* [Do this]: Below is a listing; write it out exactly and drop any images from it.

* [Exercise input]:
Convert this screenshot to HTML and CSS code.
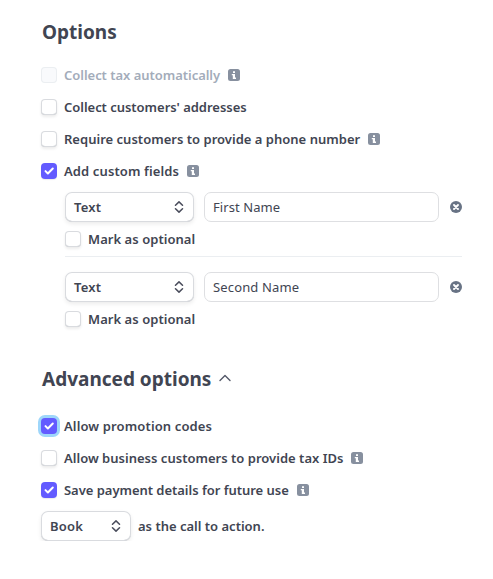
FILE: index.html
```html
<!DOCTYPE html>
<html lang="en">
<head>
<meta charset="utf-8">
<title>Options</title>
<link rel="stylesheet" href="styles.css">
</head>
<body>
<svg class="defs" aria-hidden="true">
  <symbol id="info" viewBox="0 0 12 12"><rect width="12" height="12" rx="2.5" fill="#87909f"/><path d="M5 2.2h2v1.7H5zM3.8 5H7v3.6h1v1.3H4.8V6.3h-1z" fill="#fff"/></symbol>
  <symbol id="check" viewBox="0 0 16 16"><path d="M4.5 8.1l2.4 2.4 4.9-5" fill="none" stroke="#fff" stroke-width="2" stroke-linecap="round" stroke-linejoin="round"/></symbol>
  <symbol id="sort" viewBox="0 0 10 12"><path d="M1.5 4.3L5 .9l3.5 3.4M1.5 7.7L5 11.1l3.5-3.4" fill="none" stroke="#4a4d5c" stroke-width="1.5" stroke-linecap="round" stroke-linejoin="round"/></symbol>
  <symbol id="remove" viewBox="0 0 12 12"><circle cx="6" cy="6" r="6" fill="#687385"/><path d="M4 4l4 4M8 4L4 8" stroke="#fff" stroke-width="1.9" stroke-linecap="round"/></symbol>
</svg>
<main>
  <h2><span>Options</span></h2>
  <div class="row disabled"><span class="box"></span><span class="label t-tax">Collect tax automatically</span><svg class="info"><use href="#info"/></svg></div>
  <div class="row"><span class="box"></span><span class="label t-address">Collect customers' addresses</span></div>
  <div class="row"><span class="box"></span><span class="label t-phone">Require customers to provide a phone number</span><svg class="info"><use href="#info"/></svg></div>
  <div class="row"><span class="box checked"><svg><use href="#check"/></svg></span><span class="label t-custom">Add custom fields</span><svg class="info"><use href="#info"/></svg></div>
  <section class="fields">
    <div class="field">
      <div class="controls"><div class="select"><span class="t-text">Text</span><svg><use href="#sort"/></svg></div><div class="input"><span class="t-first">First Name</span></div><svg class="remove"><use href="#remove"/></svg></div>
      <div class="row"><span class="box"></span><span class="label t-mark">Mark as optional</span></div>
    </div>
    <div class="field">
      <div class="controls"><div class="select"><span class="t-text">Text</span><svg><use href="#sort"/></svg></div><div class="input"><span class="t-second">Second Name</span></div><svg class="remove"><use href="#remove"/></svg></div>
      <div class="row"><span class="box"></span><span class="label t-mark">Mark as optional</span></div>
    </div>
  </section>
  <h2 class="advanced"><span>Advanced options</span><svg viewBox="0 0 12 8"><path d="M1 6.5L6 1.5l5 5" fill="none" stroke="#545969" stroke-width="1.4" stroke-linecap="round" stroke-linejoin="round"/></svg></h2>
  <div class="row"><span class="box checked focused"><svg><use href="#check"/></svg></span><span class="label t-promo">Allow promotion codes</span></div>
  <div class="row"><span class="box"></span><span class="label t-ids">Allow business customers to provide tax IDs</span><svg class="info"><use href="#info"/></svg></div>
  <div class="row"><span class="box checked"><svg><use href="#check"/></svg></span><span class="label t-save">Save payment details for future use</span><svg class="info"><use href="#info"/></svg></div>
  <div class="cta"><div class="select"><span class="t-book">Book</span><svg><use href="#sort"/></svg></div><span class="label">as the call to action.</span></div>
</main>
</body>
</html>
```
FILE: styles.css
```css
* { box-sizing: border-box; }
body { margin: 0; background: #fff; color: #414552; font: 600 13px/20px "Noto Sans", sans-serif; }
.defs { position: absolute; width: 0; height: 0; }
main { width: 462px; padding: 17px 0 0 41px; }
span { white-space: nowrap; }
svg { display: block; flex: none; }
h2 { display: flex; align-items: center; height: 30px; margin: 0 0 12px 1px; font-size: 19px; line-height: 30px; font-weight: 700; }
.row { display: flex; align-items: center; height: 32px; }
.box { width: 16px; height: 16px; margin-right: 7px; flex: none; border-radius: 4px; background: #fff; box-shadow: 0 0 0 1px #d9dbdf inset, 0 -1px 0 #bfc1c5 inset, 0 2px 3px #00000014; }
.checked { background: #635bff; box-shadow: 0 1px 1px #00000014; }
.box svg { width: 16px; height: 16px; }
.focused { box-shadow: 0 0 0 3px #9ed6fa; }
.disabled { color: #a3acba; }
.disabled .box { background: #f9fafc; box-shadow: 0 0 0 1px #ebeef1 inset; }
.info { width: 12px; height: 12px; margin-left: 8px; }
.fields { margin: 5px 0 0 24px; }
.field { height: 64px; }
.field + .field { border-top: 1px solid #ebeef1; padding-top: 15px; height: 80px; }
.controls { display: flex; align-items: center; height: 30px; }
.select { display: flex; flex: none; align-items: center; justify-content: space-between; width: 129px; height: 30px; padding: 0 10px 0 9px; border-radius: 7px; background: #fff; box-shadow: 0 0 0 1px #d9dbdf inset, 0 -1px 0 #bfc1c5 inset, 0 2px 4px #00000014; }
.select svg { width: 10px; height: 12px; }
.input { flex: none; width: 235px; height: 30px; margin-left: 10px; padding: 4px 8px; border: 1px solid #dedfe2; border-radius: 7px; font-weight: 400; }
.remove { width: 12px; height: 12px; margin-left: 11px; }
.field .row { margin-top: 1px; }
.advanced { margin-top: 28px; margin-bottom: 16px; }
.advanced svg { width: 12px; height: 8px; margin: 0 0 2px 8px; }
.cta { display: flex; align-items: center; margin-top: 5px; }
.cta .select { width: 90px; margin-right: 7px; }
.t-tax, .t-address, .t-save { letter-spacing: -.03px; }
.t-phone, .t-ids { letter-spacing: .015px; }
.t-custom { letter-spacing: .12px; }
.t-mark { letter-spacing: .05px; }
.t-first { letter-spacing: .08px; }
.t-second { letter-spacing: .15px; }
.t-promo { letter-spacing: .13px; }
.t-text, .t-book { letter-spacing: .25px; }
```
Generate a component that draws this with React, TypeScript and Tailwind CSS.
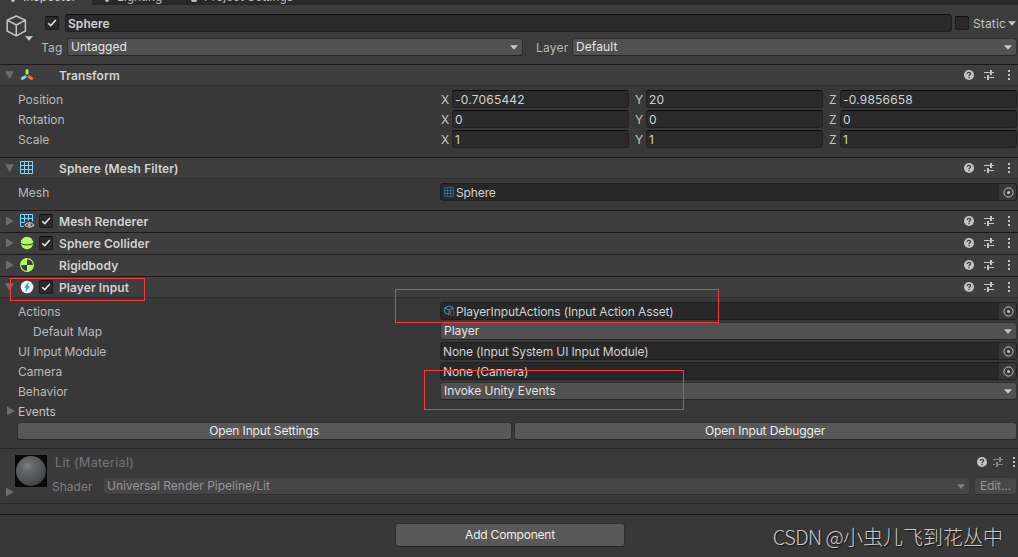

* [Task output]:
Convert this screenshot to HTML and CSS code.
FILE: index.html
```html
<!DOCTYPE html>
<html lang="en">
<head>
<meta charset="utf-8">
<title>Options</title>
<link rel="stylesheet" href="styles.css">
</head>
<body>
<svg class="defs" aria-hidden="true">
  <symbol id="info" viewBox="0 0 12 12"><rect width="12" height="12" rx="2.5" fill="#87909f"/><path d="M5 2.2h2v1.7H5zM3.8 5H7v3.6h1v1.3H4.8V6.3h-1z" fill="#fff"/></symbol>
  <symbol id="check" viewBox="0 0 16 16"><path d="M4.5 8.1l2.4 2.4 4.9-5" fill="none" stroke="#fff" stroke-width="2" stroke-linecap="round" stroke-linejoin="round"/></symbol>
  <symbol id="sort" viewBox="0 0 10 12"><path d="M1.5 4.3L5 .9l3.5 3.4M1.5 7.7L5 11.1l3.5-3.4" fill="none" stroke="#4a4d5c" stroke-width="1.5" stroke-linecap="round" stroke-linejoin="round"/></symbol>
  <symbol id="remove" viewBox="0 0 12 12"><circle cx="6" cy="6" r="6" fill="#687385"/><path d="M4 4l4 4M8 4L4 8" stroke="#fff" stroke-width="1.9" stroke-linecap="round"/></symbol>
</svg>
<main>
  <h2><span>Options</span></h2>
  <div class="row disabled"><span class="box"></span><span class="label t-tax">Collect tax automatically</span><svg class="info"><use href="#info"/></svg></div>
  <div class="row"><span class="box"></span><span class="label t-address">Collect customers' addresses</span></div>
  <div class="row"><span class="box"></span><span class="label t-phone">Require customers to provide a phone number</span><svg class="info"><use href="#info"/></svg></div>
  <div class="row"><span class="box checked"><svg><use href="#check"/></svg></span><span class="label t-custom">Add custom fields</span><svg class="info"><use href="#info"/></svg></div>
  <section class="fields">
    <div class="field">
      <div class="controls"><div class="select"><span class="t-text">Text</span><svg><use href="#sort"/></svg></div><div class="input"><span class="t-first">First Name</span></div><svg class="remove"><use href="#remove"/></svg></div>
      <div class="row"><span class="box"></span><span class="label t-mark">Mark as optional</span></div>
    </div>
    <div class="field">
      <div class="controls"><div class="select"><span class="t-text">Text</span><svg><use href="#sort"/></svg></div><div class="input"><span class="t-second">Second Name</span></div><svg class="remove"><use href="#remove"/></svg></div>
      <div class="row"><span class="box"></span><span class="label t-mark">Mark as optional</span></div>
    </div>
  </section>
  <h2 class="advanced"><span>Advanced options</span><svg viewBox="0 0 12 8"><path d="M1 6.5L6 1.5l5 5" fill="none" stroke="#545969" stroke-width="1.4" stroke-linecap="round" stroke-linejoin="round"/></svg></h2>
  <div class="row"><span class="box checked focused"><svg><use href="#check"/></svg></span><span class="label t-promo">Allow promotion codes</span></div>
  <div class="row"><span class="box"></span><span class="label t-ids">Allow business customers to provide tax IDs</span><svg class="info"><use href="#info"/></svg></div>
  <div class="row"><span class="box checked"><svg><use href="#check"/></svg></span><span class="label t-save">Save payment details for future use</span><svg class="info"><use href="#info"/></svg></div>
  <div class="cta"><div class="select"><span class="t-book">Book</span><svg><use href="#sort"/></svg></div><span class="label">as the call to action.</span></div>
</main>
</body>
</html>
```
FILE: styles.css
```css
* { box-sizing: border-box; }
body { margin: 0; background: #fff; color: #414552; font: 600 13px/20px "Noto Sans", sans-serif; }
.defs { position: absolute; width: 0; height: 0; }
main { width: 462px; padding: 17px 0 0 41px; }
span { white-space: nowrap; }
svg { display: block; flex: none; }
h2 { display: flex; align-items: center; height: 30px; margin: 0 0 12px 1px; font-size: 19px; line-height: 30px; font-weight: 700; }
.row { display: flex; align-items: center; height: 32px; }
.box { width: 16px; height: 16px; margin-right: 7px; flex: none; border-radius: 4px; background: #fff; box-shadow: 0 0 0 1px #d9dbdf inset, 0 -1px 0 #bfc1c5 inset, 0 2px 3px #00000014; }
.checked { background: #635bff; box-shadow: 0 1px 1px #00000014; }
.box svg { width: 16px; height: 16px; }
.focused { box-shadow: 0 0 0 3px #9ed6fa; }
.disabled { color: #a3acba; }
.disabled .box { background: #f9fafc; box-shadow: 0 0 0 1px #ebeef1 inset; }
.info { width: 12px; height: 12px; margin-left: 8px; }
.fields { margin: 5px 0 0 24px; }
.field { height: 64px; }
.field + .field { border-top: 1px solid #ebeef1; padding-top: 15px; height: 80px; }
.controls { display: flex; align-items: center; height: 30px; }
.select { display: flex; flex: none; align-items: center; justify-content: space-between; width: 129px; height: 30px; padding: 0 10px 0 9px; border-radius: 7px; background: #fff; box-shadow: 0 0 0 1px #d9dbdf inset, 0 -1px 0 #bfc1c5 inset, 0 2px 4px #00000014; }
.select svg { width: 10px; height: 12px; }
.input { flex: none; width: 235px; height: 30px; margin-left: 10px; padding: 4px 8px; border: 1px solid #dedfe2; border-radius: 7px; font-weight: 400; }
.remove { width: 12px; height: 12px; margin-left: 11px; }
.field .row { margin-top: 1px; }
.advanced { margin-top: 28px; margin-bottom: 16px; }
.advanced svg { width: 12px; height: 8px; margin: 0 0 2px 8px; }
.cta { display: flex; align-items: center; margin-top: 5px; }
.cta .select { width: 90px; margin-right: 7px; }
.t-tax, .t-address, .t-save { letter-spacing: -.03px; }
.t-phone, .t-ids { letter-spacing: .015px; }
.t-custom { letter-spacing: .12px; }
.t-mark { letter-spacing: .05px; }
.t-first { letter-spacing: .08px; }
.t-second { letter-spacing: .15px; }
.t-promo { letter-spacing: .13px; }
.t-text, .t-book { letter-spacing: .25px; }
```
Generate a component that draws this with React, TypeScript and Tailwind CSS.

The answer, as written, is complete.